Set task: Transcribe the listing that follows in full, omitting pictures.

- - - - -

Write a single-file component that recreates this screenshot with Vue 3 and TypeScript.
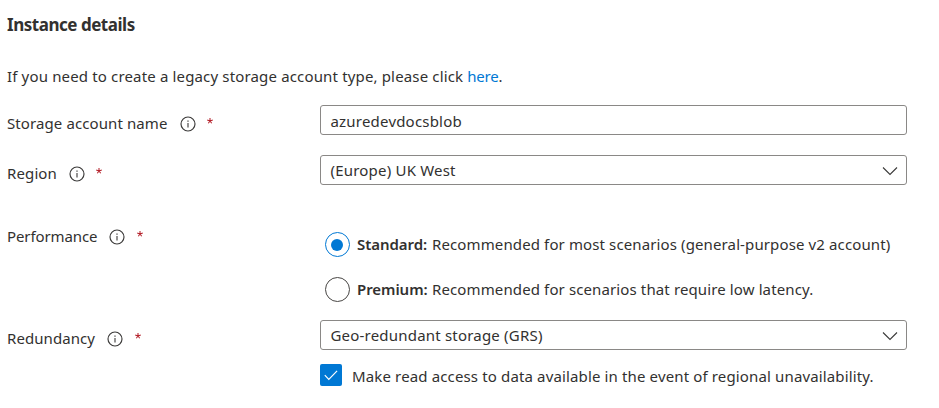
<script setup lang="ts">
import { ref } from 'vue'

interface Field {
  id: string
  label: string
  kind: 'text' | 'select' | 'radio'
  value?: string
}

const fields: Field[] = [
  { id: 'name', label: 'Storage account name', kind: 'text', value: 'azuredevdocsblob' },
  { id: 'region', label: 'Region', kind: 'select', value: '(Europe) UK West' },
  { id: 'performance', label: 'Performance', kind: 'radio' },
  { id: 'redundancy', label: 'Redundancy', kind: 'select', value: 'Geo-redundant storage (GRS)' },
]

const tiers = [
  { id: 'standard', title: 'Standard:', text: 'Recommended for most scenarios (general-purpose v2 account)' },
  { id: 'premium', title: 'Premium:', text: 'Recommended for scenarios that require low latency.' },
]

const tier = ref('standard')
const readAccess = ref(true)
</script>

<template>
  <section class="panel">
    <h2 class="heading">Instance details</h2>
    <p class="note">If you need to create a legacy storage account type, please click <a class="link">here</a>.</p>

    <div v-for="f in fields" :key="f.id" class="row" :class="f.id">
      <div class="label">
        <span class="label-text">{{ f.label }}</span>
        <svg class="info" width="16" height="16" viewBox="0 0 16 16" fill="none">
          <circle cx="8" cy="8" r="7" stroke="#3b3a39" stroke-width="1.15" />
          <path d="M8 7v4.4" stroke="#3b3a39" stroke-width="1.1" />
          <path d="M8 4.5v1.3" stroke="#3b3a39" stroke-width="1.2" />
        </svg>
        <svg class="star" width="8" height="8" viewBox="0 0 8 8" fill="none">
          <path d="M4 4V1M4 4l2.8-.9M4 4l1.7 2.3M4 4L2.3 6.3M4 4L1.2 3.1" stroke="#b5222c" stroke-width="1.05" />
        </svg>
      </div>

      <div v-if="f.kind === 'radio'" class="radios">
        <div v-for="t in tiers" :key="t.id" class="radio" :class="t.id" @click="tier = t.id">
          <span class="ring" :class="{ on: tier === t.id }"></span>
          <span class="tier-title">{{ t.title }}</span>
          <span class="tier-text">{{ t.text }}</span>
        </div>
      </div>
      <div v-else class="box">
        <span class="value">{{ f.value }}</span>
        <svg v-if="f.kind === 'select'" class="chevron" width="16" height="10" viewBox="0 0 16 10" fill="none">
          <path d="M1 1.5l7 7 7-7" stroke="#3b3a39" stroke-width="1.1" />
        </svg>
      </div>
    </div>

    <div class="check" @click="readAccess = !readAccess">
      <span class="tick" :class="{ on: readAccess }">
        <svg v-if="readAccess" width="22" height="22" viewBox="0 0 22 22" fill="none">
          <path d="M4.8 11.2l4 4.1 8.3-8.4" stroke="#fff" stroke-width="1.2" />
        </svg>
      </span>
      <span class="check-text">Make read access to data available in the event of regional unavailability.</span>
    </div>
  </section>
</template>

<style>
body {
  background: #fff;
}
</style>

<style scoped>
.panel {
  box-sizing: border-box;
  width: 939px;
  height: 408px;
  padding: 15px 32px 0 7px;
  overflow: hidden;
  font: 15px/20px "Noto Sans", "Open Sans", sans-serif;
  letter-spacing: 0.14px;
  color: #323130;
  white-space: nowrap;
}
.heading {
  margin: 0 0 31px;
  font-size: 17px;
  line-height: 20px;
  font-weight: 700;
  letter-spacing: -0.47px;
}
.note {
  margin: 0 0 19px;
  letter-spacing: 0.155px;
}
.link {
  color: #0078d4;
  letter-spacing: -0.25px;
}
.row {
  display: grid;
  grid-template-columns: 313px 587px;
  align-items: start;
  margin-bottom: 20px;
}
.label {
  display: flex;
  align-items: flex-start;
  padding-top: 8px;
}
.name .label-text {
  letter-spacing: 0.1px;
}
.region .label-text {
  letter-spacing: 0.12px;
}
.performance .label-text {
  letter-spacing: -0.1px;
}
.redundancy .label-text {
  letter-spacing: 0.07px;
}
.info {
  margin: 2.5px 0 0 12px;
}
.star {
  margin: 4px 0 0 10.5px;
}
.box {
  box-sizing: border-box;
  display: flex;
  align-items: center;
  justify-content: space-between;
  height: 30px;
  padding: 0 8.5px 0 9.5px;
  border: 1px solid #8a8886;
  border-radius: 3px;
}
.value {
  letter-spacing: 0.2px;
}
.name .value {
  padding-top: 2px;
}
.chevron {
  margin-top: 2px;
}
.performance {
  margin-top: 41px;
  margin-bottom: 18px;
}
.performance .label {
  padding-top: 0;
}
.radios {
  display: grid;
  gap: 20px;
  padding: 6px 0 0 5px;
}
.radio {
  display: flex;
  align-items: flex-start;
  height: 25px;
}
.tier-title,
.tier-text {
  padding-top: 2px;
}
.ring {
  box-sizing: border-box;
  display: grid;
  place-items: center;
  width: 25px;
  height: 25px;
  margin-right: 7px;
  border: 1px solid #484644;
  border-radius: 50%;
}
.ring.on {
  border-color: #0078d4;
}
.ring.on::after {
  content: "";
  width: 12px;
  height: 12px;
  margin-right: 1px;
  border-radius: 50%;
  background: #0078d4;
}
.tier-title {
  width: 75px;
  font-weight: 600;
  letter-spacing: -0.05px;
}
.tier-text {
  letter-spacing: 0.12px;
}
.redundancy {
  margin-bottom: 14px;
}
.check {
  display: flex;
  align-items: flex-start;
  padding-left: 313px;
}
.tick {
  box-sizing: border-box;
  width: 22px;
  height: 22px;
  margin-right: 10px;
  border: 1px solid #323130;
  border-radius: 2px;
}
.tick.on {
  border: 0;
  background: #0078d4;
}
.tick svg {
  display: block;
}
.check-text {
  padding-top: 2px;
}
</style>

- - - - -

Solution to this problem:
Write a single-file component that recreates this screenshot with Vue 3 and TypeScript.
<script setup lang="ts">
import { ref } from 'vue'

interface Field {
  id: string
  label: string
  kind: 'text' | 'select' | 'radio'
  value?: string
}

const fields: Field[] = [
  { id: 'name', label: 'Storage account name', kind: 'text', value: 'azuredevdocsblob' },
  { id: 'region', label: 'Region', kind: 'select', value: '(Europe) UK West' },
  { id: 'performance', label: 'Performance', kind: 'radio' },
  { id: 'redundancy', label: 'Redundancy', kind: 'select', value: 'Geo-redundant storage (GRS)' },
]

const tiers = [
  { id: 'standard', title: 'Standard:', text: 'Recommended for most scenarios (general-purpose v2 account)' },
  { id: 'premium', title: 'Premium:', text: 'Recommended for scenarios that require low latency.' },
]

const tier = ref('standard')
const readAccess = ref(true)
</script>

<template>
  <section class="panel">
    <h2 class="heading">Instance details</h2>
    <p class="note">If you need to create a legacy storage account type, please click <a class="link">here</a>.</p>

    <div v-for="f in fields" :key="f.id" class="row" :class="f.id">
      <div class="label">
        <span class="label-text">{{ f.label }}</span>
        <svg class="info" width="16" height="16" viewBox="0 0 16 16" fill="none">
          <circle cx="8" cy="8" r="7" stroke="#3b3a39" stroke-width="1.15" />
          <path d="M8 7v4.4" stroke="#3b3a39" stroke-width="1.1" />
          <path d="M8 4.5v1.3" stroke="#3b3a39" stroke-width="1.2" />
        </svg>
        <svg class="star" width="8" height="8" viewBox="0 0 8 8" fill="none">
          <path d="M4 4V1M4 4l2.8-.9M4 4l1.7 2.3M4 4L2.3 6.3M4 4L1.2 3.1" stroke="#b5222c" stroke-width="1.05" />
        </svg>
      </div>

      <div v-if="f.kind === 'radio'" class="radios">
        <div v-for="t in tiers" :key="t.id" class="radio" :class="t.id" @click="tier = t.id">
          <span class="ring" :class="{ on: tier === t.id }"></span>
          <span class="tier-title">{{ t.title }}</span>
          <span class="tier-text">{{ t.text }}</span>
        </div>
      </div>
      <div v-else class="box">
        <span class="value">{{ f.value }}</span>
        <svg v-if="f.kind === 'select'" class="chevron" width="16" height="10" viewBox="0 0 16 10" fill="none">
          <path d="M1 1.5l7 7 7-7" stroke="#3b3a39" stroke-width="1.1" />
        </svg>
      </div>
    </div>

    <div class="check" @click="readAccess = !readAccess">
      <span class="tick" :class="{ on: readAccess }">
        <svg v-if="readAccess" width="22" height="22" viewBox="0 0 22 22" fill="none">
          <path d="M4.8 11.2l4 4.1 8.3-8.4" stroke="#fff" stroke-width="1.2" />
        </svg>
      </span>
      <span class="check-text">Make read access to data available in the event of regional unavailability.</span>
    </div>
  </section>
</template>

<style>
body {
  background: #fff;
}
</style>

<style scoped>
.panel {
  box-sizing: border-box;
  width: 939px;
  height: 408px;
  padding: 15px 32px 0 7px;
  overflow: hidden;
  font: 15px/20px "Noto Sans", "Open Sans", sans-serif;
  letter-spacing: 0.14px;
  color: #323130;
  white-space: nowrap;
}
.heading {
  margin: 0 0 31px;
  font-size: 17px;
  line-height: 20px;
  font-weight: 700;
  letter-spacing: -0.47px;
}
.note {
  margin: 0 0 19px;
  letter-spacing: 0.155px;
}
.link {
  color: #0078d4;
  letter-spacing: -0.25px;
}
.row {
  display: grid;
  grid-template-columns: 313px 587px;
  align-items: start;
  margin-bottom: 20px;
}
.label {
  display: flex;
  align-items: flex-start;
  padding-top: 8px;
}
.name .label-text {
  letter-spacing: 0.1px;
}
.region .label-text {
  letter-spacing: 0.12px;
}
.performance .label-text {
  letter-spacing: -0.1px;
}
.redundancy .label-text {
  letter-spacing: 0.07px;
}
.info {
  margin: 2.5px 0 0 12px;
}
.star {
  margin: 4px 0 0 10.5px;
}
.box {
  box-sizing: border-box;
  display: flex;
  align-items: center;
  justify-content: space-between;
  height: 30px;
  padding: 0 8.5px 0 9.5px;
  border: 1px solid #8a8886;
  border-radius: 3px;
}
.value {
  letter-spacing: 0.2px;
}
.name .value {
  padding-top: 2px;
}
.chevron {
  margin-top: 2px;
}
.performance {
  margin-top: 41px;
  margin-bottom: 18px;
}
.performance .label {
  padding-top: 0;
}
.radios {
  display: grid;
  gap: 20px;
  padding: 6px 0 0 5px;
}
.radio {
  display: flex;
  align-items: flex-start;
  height: 25px;
}
.tier-title,
.tier-text {
  padding-top: 2px;
}
.ring {
  box-sizing: border-box;
  display: grid;
  place-items: center;
  width: 25px;
  height: 25px;
  margin-right: 7px;
  border: 1px solid #484644;
  border-radius: 50%;
}
.ring.on {
  border-color: #0078d4;
}
.ring.on::after {
  content: "";
  width: 12px;
  height: 12px;
  margin-right: 1px;
  border-radius: 50%;
  background: #0078d4;
}
.tier-title {
  width: 75px;
  font-weight: 600;
  letter-spacing: -0.05px;
}
.tier-text {
  letter-spacing: 0.12px;
}
.redundancy {
  margin-bottom: 14px;
}
.check {
  display: flex;
  align-items: flex-start;
  padding-left: 313px;
}
.tick {
  box-sizing: border-box;
  width: 22px;
  height: 22px;
  margin-right: 10px;
  border: 1px solid #323130;
  border-radius: 2px;
}
.tick.on {
  border: 0;
  background: #0078d4;
}
.tick svg {
  display: block;
}
.check-text {
  padding-top: 2px;
}
</style>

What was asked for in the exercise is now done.